What is the deep? How far is the deep? When, after months of toiling with no catching of inspiration or stories, no more than a fish quickly gleaming beneath the water and out of sight—we finally settle down and assume things aren’t going to happen. Then Jesus shows up. Where was he earlier? He doesn’t say. He just tells us to set out into the deep—isn’t it nearly laughable? Haven’t we been out in the deep, scraping at the bottom of our well of inspiration for days on end? What logic is there in doing that again?

Yet we are desperate. We are so desperate that we tell this carpenter “at your word I will let down the nets.” Expecting to find nothing, probably halfheartedly reaching down into the dry pit of inspiration.

We probably find nothing. Maybe I misinterpret this gospel story, but I think Peter had to go out pretty far. Way far.
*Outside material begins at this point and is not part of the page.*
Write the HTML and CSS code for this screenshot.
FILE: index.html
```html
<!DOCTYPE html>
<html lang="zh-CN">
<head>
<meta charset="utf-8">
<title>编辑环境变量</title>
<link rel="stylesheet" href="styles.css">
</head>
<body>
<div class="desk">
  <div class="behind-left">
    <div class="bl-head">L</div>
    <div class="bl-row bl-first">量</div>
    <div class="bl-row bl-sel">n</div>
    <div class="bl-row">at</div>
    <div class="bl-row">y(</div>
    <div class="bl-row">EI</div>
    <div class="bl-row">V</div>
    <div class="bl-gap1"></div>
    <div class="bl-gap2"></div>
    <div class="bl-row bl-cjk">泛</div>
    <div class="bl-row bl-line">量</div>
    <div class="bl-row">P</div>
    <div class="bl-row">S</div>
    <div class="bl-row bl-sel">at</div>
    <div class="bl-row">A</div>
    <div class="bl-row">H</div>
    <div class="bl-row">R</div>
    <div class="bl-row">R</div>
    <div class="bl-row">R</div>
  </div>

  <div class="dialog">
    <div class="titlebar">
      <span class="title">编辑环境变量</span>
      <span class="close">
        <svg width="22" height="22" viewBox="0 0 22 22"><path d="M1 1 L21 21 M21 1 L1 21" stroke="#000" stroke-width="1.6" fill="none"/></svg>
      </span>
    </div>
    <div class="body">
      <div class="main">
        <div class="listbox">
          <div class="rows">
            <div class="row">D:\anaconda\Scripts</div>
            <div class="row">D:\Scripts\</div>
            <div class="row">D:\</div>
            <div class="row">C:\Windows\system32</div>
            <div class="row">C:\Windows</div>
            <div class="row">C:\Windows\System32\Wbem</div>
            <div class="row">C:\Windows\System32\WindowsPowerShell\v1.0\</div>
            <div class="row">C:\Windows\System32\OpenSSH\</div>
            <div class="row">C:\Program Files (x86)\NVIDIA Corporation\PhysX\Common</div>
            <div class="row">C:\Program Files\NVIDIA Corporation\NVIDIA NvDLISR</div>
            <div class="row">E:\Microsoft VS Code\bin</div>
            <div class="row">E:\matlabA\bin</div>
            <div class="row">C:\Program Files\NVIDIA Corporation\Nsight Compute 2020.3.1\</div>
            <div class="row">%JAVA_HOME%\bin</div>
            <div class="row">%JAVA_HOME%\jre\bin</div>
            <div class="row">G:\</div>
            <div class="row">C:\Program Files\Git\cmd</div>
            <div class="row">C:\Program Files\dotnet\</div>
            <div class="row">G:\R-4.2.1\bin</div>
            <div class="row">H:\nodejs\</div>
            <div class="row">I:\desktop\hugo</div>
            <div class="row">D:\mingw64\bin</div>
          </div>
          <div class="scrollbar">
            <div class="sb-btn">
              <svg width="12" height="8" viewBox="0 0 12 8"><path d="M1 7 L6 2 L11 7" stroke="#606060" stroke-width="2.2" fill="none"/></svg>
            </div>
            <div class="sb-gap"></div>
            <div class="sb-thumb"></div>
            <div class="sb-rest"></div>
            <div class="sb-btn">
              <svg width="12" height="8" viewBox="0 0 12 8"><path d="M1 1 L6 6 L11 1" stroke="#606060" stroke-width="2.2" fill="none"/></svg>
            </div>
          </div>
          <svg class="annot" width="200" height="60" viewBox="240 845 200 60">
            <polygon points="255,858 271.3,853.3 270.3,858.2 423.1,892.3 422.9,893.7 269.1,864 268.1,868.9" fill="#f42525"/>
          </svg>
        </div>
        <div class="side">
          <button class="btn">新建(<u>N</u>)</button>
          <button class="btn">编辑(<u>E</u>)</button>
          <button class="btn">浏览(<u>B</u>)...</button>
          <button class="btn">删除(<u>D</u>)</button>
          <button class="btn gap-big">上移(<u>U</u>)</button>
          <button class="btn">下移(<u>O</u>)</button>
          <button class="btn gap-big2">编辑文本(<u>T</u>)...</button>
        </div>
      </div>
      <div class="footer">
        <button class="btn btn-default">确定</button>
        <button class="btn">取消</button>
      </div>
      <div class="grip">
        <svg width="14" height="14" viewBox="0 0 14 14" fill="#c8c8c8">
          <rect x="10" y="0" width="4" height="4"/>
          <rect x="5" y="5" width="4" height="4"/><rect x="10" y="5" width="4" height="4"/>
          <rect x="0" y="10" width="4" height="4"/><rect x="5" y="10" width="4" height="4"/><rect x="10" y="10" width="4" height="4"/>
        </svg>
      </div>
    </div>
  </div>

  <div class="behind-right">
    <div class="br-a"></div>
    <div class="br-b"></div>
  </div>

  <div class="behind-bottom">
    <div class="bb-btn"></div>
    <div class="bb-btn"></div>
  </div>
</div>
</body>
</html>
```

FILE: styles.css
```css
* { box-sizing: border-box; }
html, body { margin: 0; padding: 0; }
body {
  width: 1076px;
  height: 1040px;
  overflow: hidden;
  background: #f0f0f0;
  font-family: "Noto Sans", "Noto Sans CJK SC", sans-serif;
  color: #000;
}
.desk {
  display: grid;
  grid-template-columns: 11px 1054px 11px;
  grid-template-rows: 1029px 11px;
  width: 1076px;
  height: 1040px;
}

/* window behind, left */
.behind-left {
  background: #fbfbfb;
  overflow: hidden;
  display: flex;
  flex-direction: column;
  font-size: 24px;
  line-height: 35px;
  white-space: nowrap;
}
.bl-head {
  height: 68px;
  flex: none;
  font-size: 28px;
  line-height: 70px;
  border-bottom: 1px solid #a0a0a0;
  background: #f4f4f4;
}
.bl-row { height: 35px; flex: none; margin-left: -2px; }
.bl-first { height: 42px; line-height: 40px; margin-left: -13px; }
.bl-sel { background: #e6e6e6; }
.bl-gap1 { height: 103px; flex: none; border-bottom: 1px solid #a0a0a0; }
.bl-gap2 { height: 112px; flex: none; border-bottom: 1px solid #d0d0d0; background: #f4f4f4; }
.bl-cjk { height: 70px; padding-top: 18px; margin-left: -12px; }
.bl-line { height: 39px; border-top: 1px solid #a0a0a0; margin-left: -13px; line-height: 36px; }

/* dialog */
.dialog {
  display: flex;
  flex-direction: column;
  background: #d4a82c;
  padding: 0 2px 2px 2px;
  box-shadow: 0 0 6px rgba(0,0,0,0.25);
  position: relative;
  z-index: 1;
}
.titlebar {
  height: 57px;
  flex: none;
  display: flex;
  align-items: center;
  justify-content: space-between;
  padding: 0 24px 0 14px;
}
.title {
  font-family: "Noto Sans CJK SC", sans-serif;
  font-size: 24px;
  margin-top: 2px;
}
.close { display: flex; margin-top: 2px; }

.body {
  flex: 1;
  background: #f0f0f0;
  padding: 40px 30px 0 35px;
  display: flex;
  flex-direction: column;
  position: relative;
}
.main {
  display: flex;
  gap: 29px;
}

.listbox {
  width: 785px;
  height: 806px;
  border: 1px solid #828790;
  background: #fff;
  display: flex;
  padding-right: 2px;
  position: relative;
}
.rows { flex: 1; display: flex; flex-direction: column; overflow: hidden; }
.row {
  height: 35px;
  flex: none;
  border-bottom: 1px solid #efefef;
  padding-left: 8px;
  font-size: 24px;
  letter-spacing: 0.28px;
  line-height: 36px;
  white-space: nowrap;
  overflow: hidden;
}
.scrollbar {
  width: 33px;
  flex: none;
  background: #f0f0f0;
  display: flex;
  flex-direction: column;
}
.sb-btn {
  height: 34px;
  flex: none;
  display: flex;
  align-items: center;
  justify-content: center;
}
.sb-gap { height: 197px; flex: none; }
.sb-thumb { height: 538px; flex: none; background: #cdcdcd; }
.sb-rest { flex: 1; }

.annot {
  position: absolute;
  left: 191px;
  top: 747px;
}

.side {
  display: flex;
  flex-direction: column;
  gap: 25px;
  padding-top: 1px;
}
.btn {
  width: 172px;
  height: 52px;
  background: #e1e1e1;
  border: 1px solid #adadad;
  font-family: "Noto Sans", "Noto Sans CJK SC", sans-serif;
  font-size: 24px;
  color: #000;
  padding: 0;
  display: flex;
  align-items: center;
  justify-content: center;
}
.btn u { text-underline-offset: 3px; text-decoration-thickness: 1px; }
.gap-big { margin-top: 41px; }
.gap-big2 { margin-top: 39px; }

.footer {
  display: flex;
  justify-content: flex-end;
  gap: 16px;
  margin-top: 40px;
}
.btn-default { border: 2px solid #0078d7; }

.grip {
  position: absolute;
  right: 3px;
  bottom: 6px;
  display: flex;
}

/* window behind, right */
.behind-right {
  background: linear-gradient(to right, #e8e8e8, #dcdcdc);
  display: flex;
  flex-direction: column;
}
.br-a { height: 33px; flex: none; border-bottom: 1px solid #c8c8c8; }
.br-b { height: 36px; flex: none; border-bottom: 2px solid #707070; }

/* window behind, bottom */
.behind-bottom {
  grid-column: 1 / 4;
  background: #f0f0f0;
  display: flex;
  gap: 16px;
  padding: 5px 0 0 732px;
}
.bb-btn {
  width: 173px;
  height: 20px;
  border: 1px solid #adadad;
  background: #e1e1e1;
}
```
Probably farther than he wanted to go with his weary body and strained eyes, on and on.

I don’t think that, when we decide to go something with God, it just works. Yes, sometimes things are easy. Sometimes the fish are waiting in the shallows. But sometimes not. Sometimes we must leave the familiar, the easy, the things we’ve always done to follow the advice of a carpenter (what does he know about writing, anyway?) to make out into the deep where the inspiration is.

What does that mean for any of us? Putting out into the deep is not a one time deal. It’s a constant invitation. I think it’s a constant invitation to let go of what we think we know is right and follow the urging (through God’s Word and what we hear in the silence) toward a life that is ever going deeper and deeper into his love.

Peter had just finished cleaning his nets. He was done. God was not. I’m sure after many sessions of writing, a lot of us are “done” with our stories. Nope. We’re not going to work on them anymore. We’re over with them.

Then God gets in our boat, and since it’s, well, our boat, we should probably get back in it with him, right?

I think we do that with the expectation that he’s automatically going to revolutionize our current stories and writing processes. And maybe he will. Maybe he’ll make a few great tweaks and give us a thumbs up. Shallow water is good, bud, just a bit over to the right!

Or he’ll say “put out into the deep.” Go away from the familiar, try something entirely new, here’s something that’s going to transform your life, if you only follow it.

Maybe he changes our stories. Maybe he wrecks them entirely. Maybe he tells us to take a break and go out into the world because hey, your smile can inspire the world just as much as a heartfelt story can. We might be shaking our heads and keep glancing at him and wondering who this mad carpenter is, but we still need to go if we ever want that catch.

Get in the boat. Set out into the deep. Let him revolutionize your stories (and your life)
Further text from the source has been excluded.